For a September 1957 New York Times article, architect Frank Lloyd Wright, then 90 years old, took the architecture writer Aline B. Saarinen on a tour of the museum he had designed to house Solomon R. Guggenheim’s collection of modern art on the Upper East Side of New York City. Even if you’ve never been, you probably know the Guggenheim, which looks a bit like what might happen if a gorgon stared down an alien spaceship and petrified it to stone in the middle of a ritzy stretch of Fifth Avenue. Life magazine, more than a decade earlier, had already dubbed Wright’s design “New York’s strangest building.” Over the years, it has been compared to many things, among them “an inverted cupcake,” “a giant Jell-O mold,” and “a washing machine,” or so brags the museum’s Facebook page. For her part, Saarinen thought the building, mid-construction and still two years from opening, resembled a “concrete snail.”
Of course, Wright’s strange exterior houses an interior that’s just as unusual. “What we wanted to do was create an atmosphere suitable to the paintings,” the architect told Saarinen of his gallery space, a long, spiraling ramp that works its way around an open central atrium, with a curved perimeter wall for hanging art. “Each one would exist in the whole space, the whole atmosphere, not within its rectilinear frame in a rectilinear room.” Wright added, “and once he stops having to think in terms of rectangles, the painter will be free to paint on any shape he chooses—even to curve his canvas if he wants.”
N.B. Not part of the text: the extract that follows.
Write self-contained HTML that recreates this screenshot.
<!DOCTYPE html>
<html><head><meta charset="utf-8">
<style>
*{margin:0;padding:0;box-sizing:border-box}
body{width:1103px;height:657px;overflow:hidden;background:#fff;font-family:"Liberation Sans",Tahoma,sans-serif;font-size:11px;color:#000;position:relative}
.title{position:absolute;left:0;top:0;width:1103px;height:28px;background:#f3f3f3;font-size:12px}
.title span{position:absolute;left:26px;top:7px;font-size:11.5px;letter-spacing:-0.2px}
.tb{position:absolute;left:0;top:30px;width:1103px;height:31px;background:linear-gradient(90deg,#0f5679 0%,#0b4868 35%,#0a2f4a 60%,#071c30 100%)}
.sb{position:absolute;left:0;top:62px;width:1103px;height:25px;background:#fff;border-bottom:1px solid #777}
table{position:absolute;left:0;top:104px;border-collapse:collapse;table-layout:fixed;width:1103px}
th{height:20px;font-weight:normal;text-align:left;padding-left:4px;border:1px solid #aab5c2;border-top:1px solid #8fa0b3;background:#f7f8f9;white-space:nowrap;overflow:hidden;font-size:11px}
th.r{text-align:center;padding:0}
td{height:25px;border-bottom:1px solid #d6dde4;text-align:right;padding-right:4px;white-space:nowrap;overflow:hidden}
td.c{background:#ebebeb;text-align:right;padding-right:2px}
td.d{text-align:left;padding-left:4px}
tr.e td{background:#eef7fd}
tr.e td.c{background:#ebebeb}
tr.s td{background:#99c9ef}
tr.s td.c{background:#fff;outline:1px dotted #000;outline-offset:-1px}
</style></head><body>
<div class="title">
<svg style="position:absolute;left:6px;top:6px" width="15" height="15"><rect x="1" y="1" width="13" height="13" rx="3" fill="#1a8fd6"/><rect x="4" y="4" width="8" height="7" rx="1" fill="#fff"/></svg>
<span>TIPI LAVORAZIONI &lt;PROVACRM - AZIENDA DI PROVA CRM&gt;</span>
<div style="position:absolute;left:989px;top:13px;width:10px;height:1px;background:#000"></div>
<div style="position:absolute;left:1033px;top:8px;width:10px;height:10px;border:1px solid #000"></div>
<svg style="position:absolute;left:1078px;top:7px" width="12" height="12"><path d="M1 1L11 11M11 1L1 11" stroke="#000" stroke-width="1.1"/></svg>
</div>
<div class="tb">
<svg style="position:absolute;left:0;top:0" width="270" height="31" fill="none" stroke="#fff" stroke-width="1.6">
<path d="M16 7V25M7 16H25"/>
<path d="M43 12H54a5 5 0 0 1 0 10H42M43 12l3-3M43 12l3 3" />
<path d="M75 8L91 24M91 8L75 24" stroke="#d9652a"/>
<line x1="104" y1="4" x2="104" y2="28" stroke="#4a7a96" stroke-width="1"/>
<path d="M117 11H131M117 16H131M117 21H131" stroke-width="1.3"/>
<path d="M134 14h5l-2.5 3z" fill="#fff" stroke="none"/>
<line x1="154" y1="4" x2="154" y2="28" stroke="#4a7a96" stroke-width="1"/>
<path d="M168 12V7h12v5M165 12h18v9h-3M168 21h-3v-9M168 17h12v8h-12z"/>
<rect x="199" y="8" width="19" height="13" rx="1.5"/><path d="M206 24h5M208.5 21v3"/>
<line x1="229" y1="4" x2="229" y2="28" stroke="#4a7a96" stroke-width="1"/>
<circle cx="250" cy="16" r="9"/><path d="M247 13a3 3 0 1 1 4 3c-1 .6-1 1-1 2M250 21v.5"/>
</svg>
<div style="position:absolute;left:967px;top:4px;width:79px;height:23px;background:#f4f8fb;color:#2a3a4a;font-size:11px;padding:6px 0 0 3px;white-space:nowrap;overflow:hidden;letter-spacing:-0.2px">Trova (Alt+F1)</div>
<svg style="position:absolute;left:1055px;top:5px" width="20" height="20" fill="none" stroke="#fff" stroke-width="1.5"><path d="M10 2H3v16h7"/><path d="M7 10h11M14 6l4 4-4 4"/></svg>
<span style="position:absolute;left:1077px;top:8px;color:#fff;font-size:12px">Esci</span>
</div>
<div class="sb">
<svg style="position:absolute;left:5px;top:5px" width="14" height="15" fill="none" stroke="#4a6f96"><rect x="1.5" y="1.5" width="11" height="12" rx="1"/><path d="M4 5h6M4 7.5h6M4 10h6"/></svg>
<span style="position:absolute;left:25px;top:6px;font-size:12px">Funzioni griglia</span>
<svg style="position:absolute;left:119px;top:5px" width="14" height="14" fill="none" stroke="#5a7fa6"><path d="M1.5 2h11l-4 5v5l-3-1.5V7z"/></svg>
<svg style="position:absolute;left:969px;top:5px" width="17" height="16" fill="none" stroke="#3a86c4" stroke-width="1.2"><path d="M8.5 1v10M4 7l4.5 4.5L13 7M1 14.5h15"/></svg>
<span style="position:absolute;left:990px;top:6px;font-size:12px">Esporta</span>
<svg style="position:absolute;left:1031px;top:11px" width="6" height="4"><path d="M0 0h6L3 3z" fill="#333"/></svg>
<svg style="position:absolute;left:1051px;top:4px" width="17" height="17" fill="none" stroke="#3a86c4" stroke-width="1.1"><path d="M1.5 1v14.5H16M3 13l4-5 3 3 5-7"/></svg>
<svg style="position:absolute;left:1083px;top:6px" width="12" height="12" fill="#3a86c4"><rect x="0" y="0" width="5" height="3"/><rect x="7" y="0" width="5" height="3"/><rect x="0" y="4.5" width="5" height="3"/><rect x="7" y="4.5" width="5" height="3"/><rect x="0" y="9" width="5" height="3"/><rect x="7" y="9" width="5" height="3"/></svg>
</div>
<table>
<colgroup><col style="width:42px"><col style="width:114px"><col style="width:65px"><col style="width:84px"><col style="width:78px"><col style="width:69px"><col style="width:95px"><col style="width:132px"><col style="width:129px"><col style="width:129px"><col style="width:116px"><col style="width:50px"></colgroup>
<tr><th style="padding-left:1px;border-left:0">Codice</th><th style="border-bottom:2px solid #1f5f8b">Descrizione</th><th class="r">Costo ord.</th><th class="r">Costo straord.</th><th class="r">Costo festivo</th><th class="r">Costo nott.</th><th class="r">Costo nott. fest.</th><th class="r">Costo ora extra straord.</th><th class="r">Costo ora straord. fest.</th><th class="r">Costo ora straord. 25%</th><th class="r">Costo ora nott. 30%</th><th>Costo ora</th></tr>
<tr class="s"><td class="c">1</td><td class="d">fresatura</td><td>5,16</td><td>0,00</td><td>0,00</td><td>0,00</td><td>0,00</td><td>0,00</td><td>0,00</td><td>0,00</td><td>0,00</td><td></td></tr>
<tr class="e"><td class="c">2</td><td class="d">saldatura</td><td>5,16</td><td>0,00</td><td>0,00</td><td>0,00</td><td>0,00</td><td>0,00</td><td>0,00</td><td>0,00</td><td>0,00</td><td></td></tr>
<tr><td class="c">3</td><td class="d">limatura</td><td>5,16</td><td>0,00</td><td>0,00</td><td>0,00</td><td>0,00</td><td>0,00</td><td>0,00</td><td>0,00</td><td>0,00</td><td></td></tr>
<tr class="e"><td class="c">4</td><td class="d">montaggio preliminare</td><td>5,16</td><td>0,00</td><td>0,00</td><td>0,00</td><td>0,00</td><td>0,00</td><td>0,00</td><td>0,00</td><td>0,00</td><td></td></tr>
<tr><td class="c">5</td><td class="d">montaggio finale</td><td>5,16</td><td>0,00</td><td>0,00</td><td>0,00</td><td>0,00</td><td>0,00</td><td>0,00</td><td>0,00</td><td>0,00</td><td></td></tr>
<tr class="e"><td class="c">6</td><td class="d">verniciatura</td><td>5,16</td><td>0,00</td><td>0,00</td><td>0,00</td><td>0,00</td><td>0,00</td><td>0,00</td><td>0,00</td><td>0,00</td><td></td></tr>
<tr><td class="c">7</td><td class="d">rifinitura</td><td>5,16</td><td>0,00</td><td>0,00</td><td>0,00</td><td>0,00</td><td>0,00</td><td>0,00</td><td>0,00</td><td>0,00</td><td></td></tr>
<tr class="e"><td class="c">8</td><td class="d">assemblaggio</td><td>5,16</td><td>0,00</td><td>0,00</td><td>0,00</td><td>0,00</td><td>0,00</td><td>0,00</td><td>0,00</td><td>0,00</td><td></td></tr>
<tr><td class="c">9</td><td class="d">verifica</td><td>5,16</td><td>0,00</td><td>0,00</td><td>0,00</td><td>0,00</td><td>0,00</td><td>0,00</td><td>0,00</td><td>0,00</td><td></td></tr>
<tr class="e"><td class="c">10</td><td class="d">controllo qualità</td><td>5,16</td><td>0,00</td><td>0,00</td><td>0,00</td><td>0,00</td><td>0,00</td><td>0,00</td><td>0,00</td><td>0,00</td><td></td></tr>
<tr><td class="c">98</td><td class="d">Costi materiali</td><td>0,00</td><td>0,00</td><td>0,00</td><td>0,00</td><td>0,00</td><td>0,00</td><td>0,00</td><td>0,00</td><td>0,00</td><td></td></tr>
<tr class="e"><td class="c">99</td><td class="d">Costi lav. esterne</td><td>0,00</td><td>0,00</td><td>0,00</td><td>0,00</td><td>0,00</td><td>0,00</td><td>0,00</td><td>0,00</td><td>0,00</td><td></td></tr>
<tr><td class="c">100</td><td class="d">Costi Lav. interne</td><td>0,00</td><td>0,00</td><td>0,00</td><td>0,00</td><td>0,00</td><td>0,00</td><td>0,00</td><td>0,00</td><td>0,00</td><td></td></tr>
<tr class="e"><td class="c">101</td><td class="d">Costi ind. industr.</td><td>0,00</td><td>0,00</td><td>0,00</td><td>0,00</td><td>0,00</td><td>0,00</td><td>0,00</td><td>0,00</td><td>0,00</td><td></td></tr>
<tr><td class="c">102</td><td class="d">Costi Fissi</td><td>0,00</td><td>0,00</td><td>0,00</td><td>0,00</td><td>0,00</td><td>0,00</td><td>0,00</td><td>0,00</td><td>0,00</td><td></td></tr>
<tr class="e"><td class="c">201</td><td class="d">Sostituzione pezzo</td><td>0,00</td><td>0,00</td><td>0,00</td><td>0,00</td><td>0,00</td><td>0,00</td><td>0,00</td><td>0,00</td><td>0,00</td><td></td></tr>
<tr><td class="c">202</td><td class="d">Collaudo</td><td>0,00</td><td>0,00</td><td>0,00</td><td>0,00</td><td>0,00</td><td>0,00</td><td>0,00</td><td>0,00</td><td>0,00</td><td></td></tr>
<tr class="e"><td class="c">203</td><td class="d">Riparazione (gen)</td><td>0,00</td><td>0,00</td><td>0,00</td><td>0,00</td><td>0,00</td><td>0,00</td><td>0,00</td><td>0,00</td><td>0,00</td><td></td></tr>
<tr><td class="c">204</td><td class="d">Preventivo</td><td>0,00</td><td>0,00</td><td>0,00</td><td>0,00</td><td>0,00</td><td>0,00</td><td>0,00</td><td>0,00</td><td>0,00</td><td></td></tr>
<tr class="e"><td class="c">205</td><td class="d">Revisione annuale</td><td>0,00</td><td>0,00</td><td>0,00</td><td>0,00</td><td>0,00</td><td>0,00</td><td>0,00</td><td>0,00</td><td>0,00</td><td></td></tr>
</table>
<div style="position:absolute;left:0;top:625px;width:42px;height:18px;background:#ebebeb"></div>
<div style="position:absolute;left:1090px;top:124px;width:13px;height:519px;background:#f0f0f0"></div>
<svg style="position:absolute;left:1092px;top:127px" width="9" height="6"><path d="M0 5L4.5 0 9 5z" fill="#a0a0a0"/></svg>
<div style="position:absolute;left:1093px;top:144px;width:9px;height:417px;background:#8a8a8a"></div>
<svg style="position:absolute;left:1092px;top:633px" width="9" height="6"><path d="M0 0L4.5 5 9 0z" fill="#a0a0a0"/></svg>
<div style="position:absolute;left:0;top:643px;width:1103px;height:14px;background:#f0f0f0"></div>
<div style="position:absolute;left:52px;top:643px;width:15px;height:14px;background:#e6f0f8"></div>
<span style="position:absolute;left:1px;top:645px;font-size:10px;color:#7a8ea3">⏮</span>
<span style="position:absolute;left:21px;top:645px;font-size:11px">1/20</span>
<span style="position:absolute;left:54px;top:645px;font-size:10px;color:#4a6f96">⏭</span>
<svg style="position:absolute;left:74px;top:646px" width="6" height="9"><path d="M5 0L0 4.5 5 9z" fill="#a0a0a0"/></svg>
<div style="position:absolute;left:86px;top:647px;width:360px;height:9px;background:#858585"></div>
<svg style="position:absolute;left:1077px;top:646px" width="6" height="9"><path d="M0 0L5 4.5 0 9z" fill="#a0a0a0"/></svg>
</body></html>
Make that a she, and you could be talking about Sarah Crowner, the Brooklyn-based artist who, 60 years on, has, at least indirectly, taken the architect’s provocation very much to heart. The museum recently asked Crowner to make her mark on a small piece of Frank Lloyd Wright’s imposing creation: The Wright, the architect’s namesake restaurant, tucked into an out-of-the-way corner of the building’s ground floor. She’s not the first to do so. In 2009, architect Andre Kikoski, with the help of British artist Liam Gillick, reimagined the interior of the space, transforming what had been a sort of drab cafeteria into an artfully appointed fine-dining destination. Their intervention won glowing reviews and industry awards. But years later, it was time for a facelift. Enter Crowner, whose work, like Wright’s, reflects a keen interest in freeing painting from its conventional frame.